Merchant also played college softball as a shortstop for the Michigan Wolverines softball team, from 2002 to 2005. She was the captain of the 2005 Michigan Wolverines softball team that won the 2005 Women's College World Series.

==Biography==

===Early years===
Merchant was born in Wayland, Michigan. She attended Wayland Union High School beginning in the fall of 1997. Merchant earned 11 varsity letters playing for the Wayland Union Wildcats: four each in both basketball and softball, and three more in volleyball. Before graduating in 2001, she earned numerous athletic accolades, including being named the Michigan Gatorade Player of the Year in Softball, Detroit Free Press Scholar Athlete, and OK Gold Conference Athlete of the Year following her senior season. In softball, she was also selected to the All-State first team following both her junior and senior seasons. For each softball season that she played in high school, she was selected to both the OK Gold All-Conference first team and the All-County team. Merchant was also selected to the All-State second team in basketball by the Detroit Free Press following her senior season. While a student at Wayland Union, she also served as Student Council President, Vice President of the National Honor Society, and made the school's Honor Roll.

===Collegiate years===
She enrolled in the College of Literature, Science and the Arts at the University of Michigan in the fall of 2001. She played college softball for the Michigan Wolverines softball team under head coach Carol Hutchins from 2002 to 2005. As a freshman in 2002, she started all 61 games at shortstop. As a sophomore in 2003, she compiled a perfect 1.000 fielding average against conference opponents. As a junior in 2004, she was named Big Ten Player of the Year. As a senior, she was captain of Michigan's 2005 team that won the 2005 Women's College World Series, the school's first national championship in softball.

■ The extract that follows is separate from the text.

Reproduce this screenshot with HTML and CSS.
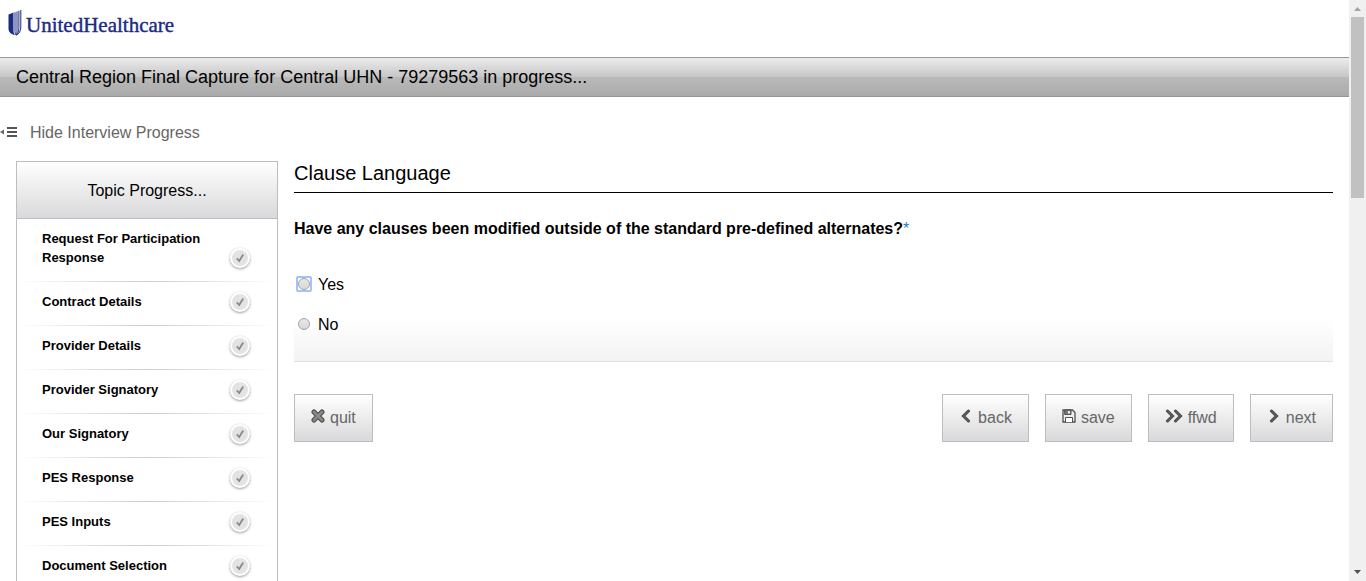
FILE: index.html
```
<!DOCTYPE html>
<html lang="en">
<head>
<meta charset="utf-8">
<title>Central Region Final Capture</title>
<link rel="stylesheet" href="styles.css">
</head>
<body>
<svg class="defs" aria-hidden="true">
  <symbol id="check" viewBox="0 0 16 16"><path d="M4.800 8.300l2.400 2.700 4-6.500" fill="none" stroke="#8a8a8a" stroke-width="1.800"/></symbol>
</svg>
<div class="page">
  <header class="brand">
    <svg class="brand-mark" viewBox="0 0 14 28" aria-hidden="true">
      <path d="M.5 5.500L5.500 3.500v18c0 2 .5 3.500 1.500 4.700C2.500 25 .5 22.800.5 19.500z" fill="#1b2a83"/>
      <path d="M7 3.200V21c0 2.500.2 4.200 1 5M9 2.500V20c0 2.600 0 4.200-.8 6M10.900 1.800v17c0 3-.8 5.500-2.500 7.200M12.800 1v17c0 4-1.500 6.800-4.800 8.200" fill="none" stroke="#1b2a83" stroke-width="1"/>
    </svg>
    <span class="brand-name">UnitedHealthcare</span>
  </header>
  <h1 class="title-bar">Central Region Final Capture for Central UHN - 79279563 in progress...</h1>
  <button class="toggle" type="button">
    <svg class="toggle-icon" viewBox="0 0 18 12" aria-hidden="true"><path d="M0 6l4-2.500v5z" fill="#666"/><path d="M7 2h10M7 6h10M7 10h10" stroke="#555" stroke-width="2"/></svg>
    <span>Hide Interview Progress</span>
  </button>
  <div class="layout">
    <aside class="topics">
      <h2 class="topics-head">Topic Progress...</h2>
      <ul class="topic-list">
        <li class="topic"><span class="topic-name">Request For Participation Response</span><svg class="tick"><use href="#check"/></svg></li>
        <li class="topic"><span class="topic-name">Contract Details</span><svg class="tick"><use href="#check"/></svg></li>
        <li class="topic"><span class="topic-name">Provider Details</span><svg class="tick"><use href="#check"/></svg></li>
        <li class="topic"><span class="topic-name">Provider Signatory</span><svg class="tick"><use href="#check"/></svg></li>
        <li class="topic"><span class="topic-name">Our Signatory</span><svg class="tick"><use href="#check"/></svg></li>
        <li class="topic"><span class="topic-name">PES Response</span><svg class="tick"><use href="#check"/></svg></li>
        <li class="topic"><span class="topic-name">PES Inputs</span><svg class="tick"><use href="#check"/></svg></li>
        <li class="topic"><span class="topic-name">Document Selection</span><svg class="tick"><use href="#check"/></svg></li>
      </ul>
    </aside>
    <main class="content">
      <h2 class="section-title">Clause Language</h2>
      <fieldset class="question">
        <legend class="question-text">Have any clauses been modified outside of the standard pre-defined alternates?<span class="required">*</span></legend>
        <label class="option"><span class="radio-box radio-box-current"><input class="radio" type="radio" name="modified" value="yes"></span>Yes</label>
        <label class="option"><span class="radio-box"><input class="radio" type="radio" name="modified" value="no"></span>No</label>
      </fieldset>
      <div class="actions">
        <button class="button button-quit" type="button">
          <svg class="icon" viewBox="0 0 14 14" aria-hidden="true"><path d="M3 3l8 8M11 3l-8 8" class="outline"/><path d="M3 3l8 8M11 3l-8 8" class="inner"/></svg>quit</button>
        <button class="button" type="button">
          <svg class="icon" viewBox="0 0 14 14" aria-hidden="true"><path d="M9.500 2l-5 5 5 5" class="chevron"/><path d="M9.500 2l-5 5 5 5" class="shine"/></svg>back</button>
        <button class="button" type="button">
          <svg class="icon" viewBox="0 0 14 14" aria-hidden="true"><path d="M1 1h9.500L13 3.500V13H1z" fill="#eee" stroke="#505050" stroke-width="1.300"/><path d="M3 1h6v4.500H3z" fill="#777" stroke="#505050"/><path d="M6 2h2v2.500H6z" fill="#eee"/><path d="M3.500 13V8.500h7V13" fill="#fff" stroke="#505050"/></svg>save</button>
        <button class="button" type="button">
          <svg class="icon icon-wide" viewBox="0 0 18 14" aria-hidden="true"><path d="M2.500 2l5 5-5 5M10.500 2l5 5-5 5" class="chevron"/><path d="M2.500 2l5 5-5 5M10.500 2l5 5-5 5" class="shine"/></svg>ffwd</button>
        <button class="button" type="button">
          <svg class="icon" viewBox="0 0 14 14" aria-hidden="true"><path d="M4.500 2l5 5-5 5" class="chevron"/><path d="M4.500 2l5 5-5 5" class="shine"/></svg>next</button>
      </div>
    </main>
  </div>
</div>
<div class="scrollbar" aria-hidden="true">
  <svg class="scroll-arrow" viewBox="0 0 17 17"><path d="M5 11h7L8.500 7z" fill="#a3a3a3"/></svg>
  <div class="scroll-track"><div class="scroll-thumb"></div></div>
  <svg class="scroll-arrow" viewBox="0 0 17 17"><path d="M5 6h7l-3.500 4z" fill="#505050"/></svg>
</div>
</body>
</html>
```
FILE: styles.css
```
* { box-sizing: border-box; }
body {
  margin: 0;
  height: 100vh;
  overflow: hidden;
  display: flex;
  background: #fff;
  color: #000;
  font: 16px/20px "Liberation Sans", Arial, sans-serif;
}
h1, h2, ul, fieldset { margin: 0; padding: 0; font-weight: normal; }
button { font: inherit; cursor: pointer; }
.defs { display: none; }
.page { flex: 1; min-width: 0; overflow: hidden; }

.brand {
  display: flex;
  align-items: flex-start;
  gap: 4px;
  height: 57px;
  padding: 9px 8px;
  color: #1b2a83;
}
.brand-mark { width: 14px; height: 28px; }
.brand-name {
  font: 21px/32px "Liberation Serif", "Times New Roman", serif;
  -webkit-text-stroke: 0.4px #1b2a83;
}
.title-bar {
  border: solid #959595;
  border-width: 1px 0;
  padding: 9px 16px;
  background: linear-gradient(#ececec, #c6c6c6 50%, #bababa 50%, #aaa);
  font-size: 18px;
}
.toggle {
  display: flex;
  align-items: center;
  gap: 12px;
  margin-top: 26px;
  padding: 0;
  border: 0;
  background: none;
  color: #666;
}
.toggle-icon { width: 18px; height: 12px; margin-bottom: 2px; }

.layout {
  display: grid;
  grid-template-columns: 262px minmax(0, 1fr);
  align-items: start;
  gap: 16px;
  padding: 18px 16px;
}
.topics { border: 1px solid #bdbdbf; }
.topics-head {
  padding: 19px 0 17px;
  border-bottom: 1px solid #bdbdbf;
  background: linear-gradient(#fff, #d9d9db);
  font-size: 16px;
  text-align: center;
}
.topic-list { list-style: none; }
.topic {
  display: flex;
  align-items: flex-end;
  justify-content: space-between;
  padding: 10px 27px 14px 25px;
  background: linear-gradient(90deg, #fff, #ccc 50%, #fff) bottom / 100% 1px no-repeat;
}
.topic-name {
  width: 170px;
  padding-bottom: 1px;
  font-size: 13px;
  line-height: 19px;
  font-weight: bold;
}
.tick {
  width: 20px;
  height: 20px;
  border: 2px solid #fff;
  border-radius: 50%;
  background: #e3e3e3;
  box-shadow: 0 1px 3px rgba(0, 0, 0, 0.4);
}

.section-title {
  padding-bottom: 7px;
  border-bottom: 1px solid #000;
  font-size: 20px;
  line-height: 24px;
}
.question {
  min-width: 0;
  padding: 26px 0 26px;
  border: 0;
  border-bottom: 1px solid #e0e0e0;
  background: linear-gradient(#fff 75%, #f3f3f3);
}
.question-text {
  float: left;
  width: 100%;
  padding: 0 0 36px;
  font-weight: bold;
}
.required { color: #2a7ab8; font-weight: normal; }
.option {
  display: flex;
  align-items: center;
  gap: 6px;
  clear: both;
  width: max-content;
  padding-left: 2px;
}
.option + .option { margin-top: 20px; }
.radio-box {
  display: flex;
  align-items: center;
  justify-content: center;
  width: 16px;
  height: 16px;
  margin-bottom: 2px;
  border: 2px solid transparent;
  border-radius: 2px;
}
.radio-box-current { border-color: #a3c4fb; }
.radio {
  appearance: none;
  flex: none;
  width: 12px;
  height: 12px;
  margin: 0;
  border: 1px solid #a3a3a3;
  border-radius: 50%;
  background: linear-gradient(#e8e8e8, #d8d8d8);
}

.actions {
  display: flex;
  justify-content: flex-end;
  gap: 16px;
  margin-top: 32px;
}
.button {
  display: flex;
  align-items: center;
  gap: 5px;
  height: 48px;
  padding: 0 16px;
  border: 1px solid #bdbdbf;
  background: linear-gradient(#fff, #d9d9db);
  color: #666;
}
.button-quit { margin-right: auto; }
.icon { width: 14px; height: 14px; margin-bottom: 4px; }
.icon-wide { width: 18px; }
.icon path { stroke-linecap: round; }
.icon .outline { fill: none; stroke: #484848; stroke-width: 5; }
.icon .inner { fill: none; stroke: #888; stroke-width: 3; }
.icon .chevron { fill: none; stroke: #484848; stroke-width: 3; }
.icon .shine { fill: none; stroke: #707070; stroke-width: 1; }

.scrollbar {
  display: flex;
  flex-direction: column;
  width: 17px;
  background: #f0f0f0;
}
.scroll-arrow { width: 17px; height: 17px; }
.scroll-track { flex: 1; padding: 0 2px; }
.scroll-thumb { height: 33%; background: #c1c1c1; }
```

She was a second-team NFCA All-American in 2004, a third-team All-American in 2005, and a first-team NFCA All-Great Lakes Region player in 2003, 2004, and 2005. She was also named Big Ten Player of the Year (softball) in 2004.

After the 2005 season, Merchant played on the USA Elite Team that won the 2005 Intercontinental Cup in Madrid, Spain. She compiled a .500 batting average and eight RBIs at the International Cup and was named the Most Valuable Player of the tournament.

Merchant remains one of Michigan's all-time leaders in multiple categories, including games played - career (254 - 4th), doubles - career (48 - 6th), home runs - career (49 - 3rd), slugging percentage - career (.595 - 5th), runs - season (67 - tied for 2nd), home runs - season (21 - tied for 2nd), RBIs - season (63 - 5th).

===Professional softball===
Merchant was selected by the New England Riptide in the 2005 NPF Senior Draft. She played four years of professional softball in the NPF league. She played for the Riptide in 2005, 2007, and 2008, and for the Connecticut Brakettes in 2006. In 2006, she compiled a .354 batting average for the Brakettes with 12 home runs and 31 RBIs in 113 at bats. She was named NPF Offensive Player of the Year in 2006.

===Coaching career===
During the 2006 season, Merchant served as a volunteer coach at Michigan under Carol Hutchins. In September 2006, Merchant was hired as an assistant coach under Elaine Sortino at the University of Massachusetts. In four years at UMass, she helped guide the team to a 164-47-2, four Atlantic 10 championships, and four NCAA tournaments.

In August 2010, Merchant was hired as an assistant softball coach under Jessica Allister at the University of Minnesota. In her first year at Minnesota, the Golden Gophers nearly doubled their win total from the prior year. In 2012, she helped the infielders reach a fielding percentage of .971, the best fielding percentage for any infield in the Big Ten Conference. In her final season with the Gophers in 2017, the team had its best season in program history, compiling a record of 56-5 and winning the Big Ten regular season and tournament titles. Following the departure of Allister to Stanford that summer, it was announced in August that Merchant would join her staff there as an assistant coach.